My favorite part of the talk was when the ranger told the story of the formerly classified Project X-Ray. In WWII the government invested in developing “bat bombs”. They took a bunch of bats from Carlsbad Caverns and attached them with a small timed incendiary bomb. The idea was that because Japan used so much bamboo, paper and other highly flammable material in construction, the government could release the bats who would go roost in the eaves of these buildings and then cause multiple explosions, causing fires and chaos with fewer lives lost. As our ranger said, “That plan worked out really well. They exploded our Air Force Base down the road.” Yep, the bats got loose and roosted under the air base’s fuel tank, burning it down. Kooky.


As soon as it started to get dark, the bats swarmed out of the cave in a rush. It was one solitary bat to lead the way, and then within seconds it was thousands. You could hear their wings beating the air as they flew over us, silhouetted against the the dimming sunset.  They flew out in seemingly endless hoards.

Life i15


We sat in silence, watching for a good long while. As it showed no sign of letting up, and we were starting to get cold, Rachael and I finally hiked back to our car.

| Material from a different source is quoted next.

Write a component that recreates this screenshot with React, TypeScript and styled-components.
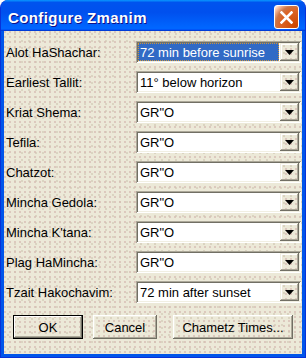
import React from 'react';
import styled, {createGlobalStyle} from 'styled-components';

const GlobalStyle = createGlobalStyle`
  html, body {
    margin: 0;
    padding: 0;
    background: #fff;
  }
  body {
    font-family: "Liberation Sans", Arial, sans-serif;
  }
`;

const dots = `
  background-color: #ece9d8;
  background-image:
    radial-gradient(circle at 1px 1px, rgba(214, 186, 178, 0.7) 0.7px, transparent 1px),
    radial-gradient(circle at 1px 1px, rgba(206, 196, 176, 0.6) 0.7px, transparent 1px);
  background-size: 5px 5px, 7px 7px;
  background-position: 0 0, 3px 2px;
`;

const Window = styled.div`
  display: flex;
  flex-direction: column;
  width: 306px;
  height: 358px;
  box-sizing: border-box;
  background: #0055ea;
  border: 1px solid #0831d9;
  border-top: none;
  border-radius: 8px 8px 0 0;
  overflow: hidden;
`;

const TitleBar = styled.div`
  display: flex;
  align-items: flex-start;
  justify-content: space-between;
  height: 31px;
  flex-shrink: 0;
  padding: 0 6px 0 7px;
  background: linear-gradient(180deg, #0997ff, #0053ee 8%, #0050ee 40%, #0066ff 88%, #0066ff 93%, #005bff 95%, #003dd7 96%, #003dd7);
`;

const Title = styled.div`
  margin-top: 10px;
  color: #fff;
  font-family: "Liberation Sans", Arial, sans-serif;
  font-weight: bold;
  font-size: 15px;
  line-height: 15px;
  letter-spacing: 0.4px;
  text-shadow: 1px 1px #0f1089;
`;

const CloseButton = styled.div`
  display: flex;
  align-items: center;
  justify-content: center;
  width: 25px;
  height: 24px;
  margin-top: 5px;
  box-sizing: border-box;
  border: 1px solid #fff;
  border-radius: 3px;
  background: radial-gradient(circle at 90% 90%, #cc4600 0%, #dc6527 55%, #cd7546 70%, #ffccb2 90%, #fff 100%);
`;

const Client = styled.div`
  flex: 1;
  display: flex;
  flex-direction: column;
  margin: 0 3px 3px;
  padding: 10px 1px 0 2px;
  ${dots}
`;

const Form = styled.div`
  display: flex;
  flex-direction: column;
  gap: 8px;
`;

const Row = styled.div`
  display: flex;
  align-items: center;
  height: 22px;
`;

const Label = styled.div`
  width: 130px;
  flex-shrink: 0;
  font-size: 13px;
  color: #000;
`;

const Combo = styled.div`
  flex: 1;
  display: flex;
  height: 22px;
  box-sizing: border-box;
  padding: 2px;
  background: #fff;
  box-shadow: inset 1px 1px #aca899, inset -1px -1px #fff, inset 2px 2px #716f64, inset -2px -2px #f1efe2;
`;

const ComboText = styled.div<{$selected?: boolean}>`
  flex: 1;
  display: flex;
  align-items: center;
  box-sizing: border-box;
  padding-left: 1px;
  margin-right: 1px;
  font-size: 13px;
  white-space: nowrap;
  border: 1px ${(p) => (p.$selected ? 'dotted #ce953a' : 'solid transparent')};
  background: ${(p) => (p.$selected ? '#316ac5' : 'transparent')};
  color: ${(p) => (p.$selected ? '#fff' : '#000')};
`;

const DropButton = styled.div`
  display: flex;
  align-items: center;
  justify-content: center;
  width: 19px;
  height: 18px;
  ${dots}
  box-shadow: inset -1px -1px #716f64, inset 1px 1px #f1efe2, inset -2px -2px #aca899, inset 2px 2px #fff;
`;

const Button = styled.div<{$w: number; $ml?: number; $default?: boolean}>`
  display: flex;
  align-items: center;
  justify-content: center;
  width: ${(p) => p.$w}px;
  height: 24px;
  margin-left: ${(p) => p.$ml ?? 0}px;
  box-sizing: border-box;
  font-size: 13px;
  color: #000;
  ${dots}
  border: ${(p) => (p.$default ? '1px solid #000' : 'none')};
  box-shadow: ${(p) =>
    p.$default
      ? 'inset -1px -1px #716f64, inset 1px 1px #fff, inset -2px -2px #aca899'
      : 'inset -1px -1px #716f64, inset 1px 1px #fff, inset -2px -2px #aca899, inset 2px 2px #f1efe2'};
`;

const ButtonRow = styled.div`
  display: flex;
  margin-top: 12px;
  padding-left: 7px;
`;

const rows = [
  {label: 'Alot HaShachar:', value: '72 min before sunrise', selected: true},
  {label: 'Earliest Tallit:', value: '11° below horizon'},
  {label: 'Kriat Shema:', value: 'GR"O'},
  {label: 'Tefila:', value: 'GR"O'},
  {label: 'Chatzot:', value: 'GR"O'},
  {label: 'Mincha Gedola:', value: 'GR"O'},
  {label: "Mincha K'tana:", value: 'GR"O'},
  {label: 'Plag HaMincha:', value: 'GR"O'},
  {label: 'Tzait Hakochavim:', value: '72 min after sunset'},
];

const App = () => {
  return (
    <>
      <GlobalStyle />
      <Window>
        <TitleBar>
          <Title>Configure Zmanim</Title>
          <CloseButton>
            <svg width="13" height="13" viewBox="0 0 13 13">
              <path d="M1.5 1.5 L11.5 11.5 M11.5 1.5 L1.5 11.5" stroke="#fff" strokeWidth="2.6" strokeLinecap="square" />
            </svg>
          </CloseButton>
        </TitleBar>

        <Client>
          <Form>
            {rows.map((row) => (
              <Row key={row.label}>
                <Label>{row.label}</Label>
                <Combo>
                  <ComboText $selected={row.selected}>{row.value}</ComboText>
                  <DropButton>
                    <svg width="9" height="5" viewBox="0 0 9 5">
                      <polygon points="0,0 9,0 4.5,5" fill="#000" />
                    </svg>
                  </DropButton>
                </Combo>
              </Row>
            ))}
          </Form>

          <ButtonRow>
            <Button $w={70} $default>OK</Button>
            <Button $w={64} $ml={10}>Cancel</Button>
            <Button $w={120} $ml={16}>Chametz Times...</Button>
          </ButtonRow>
        </Client>
      </Window>
    </>
  );
};

export default App;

Watching the bat flight was unexpectedly impressive. I was tired, but as soon as we got to the caverns the view, the night air, the ranger’s talk, and finally the bats, made the entire trip worthwhile. I was so glad Rachael had forced me to throw off my exhaustion and drive out there. Our woes from the day were completely forgotten by the time we left. If you go visit the caverns to go caving, don’t miss this equal, but lesser appreciated, attraction.